[This is the third post about the creation of Ellen and the Winter Wolves. You can read part 1 here and part 2 here.]
I mentioned last time that I’m using Kickstarter to fund my picture book, Ellen and the Winter Wolves, so over the past week or so I’ve been preparing the campaign. That means shooting a video and thinking through what rewards to offer folks for helping out. Determining what something is worth is a challenge, let me tell you. It’s been a lot of work, but it’s ready and launches today! Go check it out!
While preparing the Kickstarter I’ve also continued to work on the book, because, hey, it’s still not done. I finally finished painting the images around August 28th. I then began scanning the pictures in order to create the files I’ll need for printing. With scanning comes processing — inevitably dust will stick to the paintings and get transferred to the files, so I had to go through each picture and remove the dust in Photoshop. I also balanced the color and contrast in order to best match the look of the original piece.
Additional processing was necessary for a few of the images, though. I’m using three pictures in the book that I painted before I wrote it, and one of them needed some real work to match the story. This is one that I’ve shared here before, “Ellen and the Key.”
I love this image and really wanted to keep it for the book, but there were a couple problems: First, the orientation of the painting is wrong for the format of the book. Whereas this is portrait, I needed it to be landscape. No problem. I simply cropped it. I lost the arch and some of the ironwork, sadly, but kept the essential parts.
The second problem was bigger. In the story I decided to make the teeth of Ellen’s key an oak leaf and the handle an acorn. The original was just a regular ol’ skeleton key. I wasn’t going to repaint the original, so I needed to make a new key. I’m pretty terrible at digital painting, so I painted a new key on a scrap of board, scanned it, and inserted it into the painting. I also changed the lantern a bit while I was at it.
I’m still processing the images, but when that’s done I’ll move on to creating the text files, then the cover. And when the Kickstarter concludes (successfully, one hopes) I’ll bundle everything together and send it off to the printer.
Click here for the Kickstarter page.
Stories have kindled Jamin Still’s imagination since he was small. As a child he drew and painted and dreamed, and the power of those things in his life never diminished. He went on to study painting in college and now he paints and writes for a living. Jamin works and lives in a little stone house with his wife and three young children in Wichita, Kansas.
3 Comments
Mary Rogers
The loss of the ironwork in the top is sad, but if I had not seen how cool it was in the first picture, the loss is not noticeable. Now that you showed me though, I definitely miss it, that was an awesome design. I hope you keep that filed away mentally and use it for something else someday.
I really enjoyed seeing what you can do when you combine the digital editing with your painting. I know those programs are out there, but I have never gotten to use one, so it is pretty amazing to see you paint another key and put it into her hand like that.

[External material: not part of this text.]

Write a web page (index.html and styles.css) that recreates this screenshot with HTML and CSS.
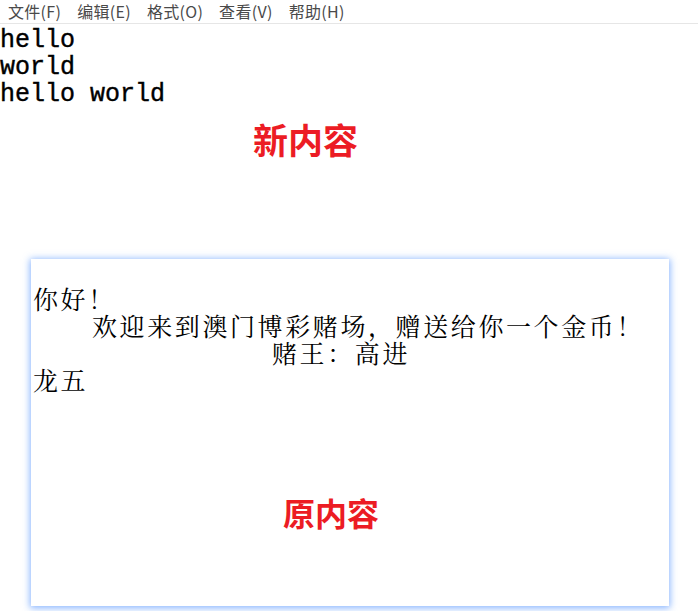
FILE: index.html
```html
<!DOCTYPE html>
<html lang="zh-CN">
<head>
<meta charset="utf-8">
<title>记事本</title>
<link rel="stylesheet" href="styles.css">
</head>
<body>
<div class="menubar">
  <span class="menu-item">文件(F)</span>
  <span class="menu-item">编辑(E)</span>
  <span class="menu-item">格式(O)</span>
  <span class="menu-item">查看(V)</span>
  <span class="menu-item">帮助(H)</span>
</div>
<div class="editor">
  <div class="code-line">hello</div>
  <div class="code-line">world</div>
  <div class="code-line">hello world</div>
</div>
<div class="label label-new">新内容</div>
<div class="letter">
  <div class="letter-line">你好！</div>
  <div class="letter-line indent">欢迎来到澳门博彩赌场，赠送给你一个金币！</div>
  <div class="letter-line sign">赌王：高进</div>
  <div class="letter-line">龙五</div>
  <div class="label label-old">原内容</div>
</div>
</body>
</html>
```
FILE: styles.css
```css
html, body {
  margin: 0;
  padding: 0;
  background: #ffffff;
}
body {
  width: 698px;
  height: 611px;
  overflow: hidden;
}
.menubar {
  height: 23px;
  border-bottom: 1px solid #e6e6e6;
  display: flex;
  align-items: center;
  gap: 16px;
  padding-left: 8px;
  font-family: "Noto Sans CJK SC", "Noto Sans", sans-serif;
  font-size: 16px;
  letter-spacing: 0.3px;
  color: #4a4a4a;
  line-height: 23px;
}
.editor {
  margin-top: 3px;
  font-family: "Liberation Mono", "DejaVu Sans Mono", monospace;
  font-size: 25px;
  line-height: 27px;
  color: #000;
  -webkit-text-stroke: 0.4px #000;
}
.code-line {
  white-space: pre;
}
.label {
  font-family: "Noto Sans CJK SC", "Noto Sans", sans-serif;
  font-weight: 700;
  color: #ec1c24;
  line-height: 1;
}
.label-new {
  margin-top: 13px;
  padding-left: 253px;
  font-size: 35px;
}
.letter {
  box-sizing: border-box;
  margin-top: 103px;
  margin-left: 31px;
  width: 638px;
  height: 347px;
  padding: 26px 0 0 2px;
  background: #ffffff;
  box-shadow: 0 1px 7px 1px rgba(70, 140, 255, 0.65);
  font-family: "Noto Serif CJK SC", "Noto Sans CJK SC", serif;
  font-size: 25px;
  line-height: 27px;
  color: #000;
}
.letter-line {
  white-space: pre;
  letter-spacing: 2.6px;
}
.indent {
  padding-left: 59px;
}
.sign {
  padding-left: 239px;
}
.label-old {
  margin-top: 103px;
  padding-left: 250px;
  font-size: 32px;
  letter-spacing: 0;
}
```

Glad you have your funding!
Jessica B.
How neat! Like Mary, I will miss the arch now that I’ve seen it. But – how cool that you can re-do the key without re-doing the whole painting! I’ve done goofy things in photo editing software, but seeing a bit of the process in making something lovely is a real treat. Thank you for sharing and congrats on being fully funded and then some! 🙂
Jamin Still
When I realized I wouldn’t have to redo this image with a different key I was pretty relieved… a single key is so much easier. When I realized I’d lose the arch… still better than redoing the whole image.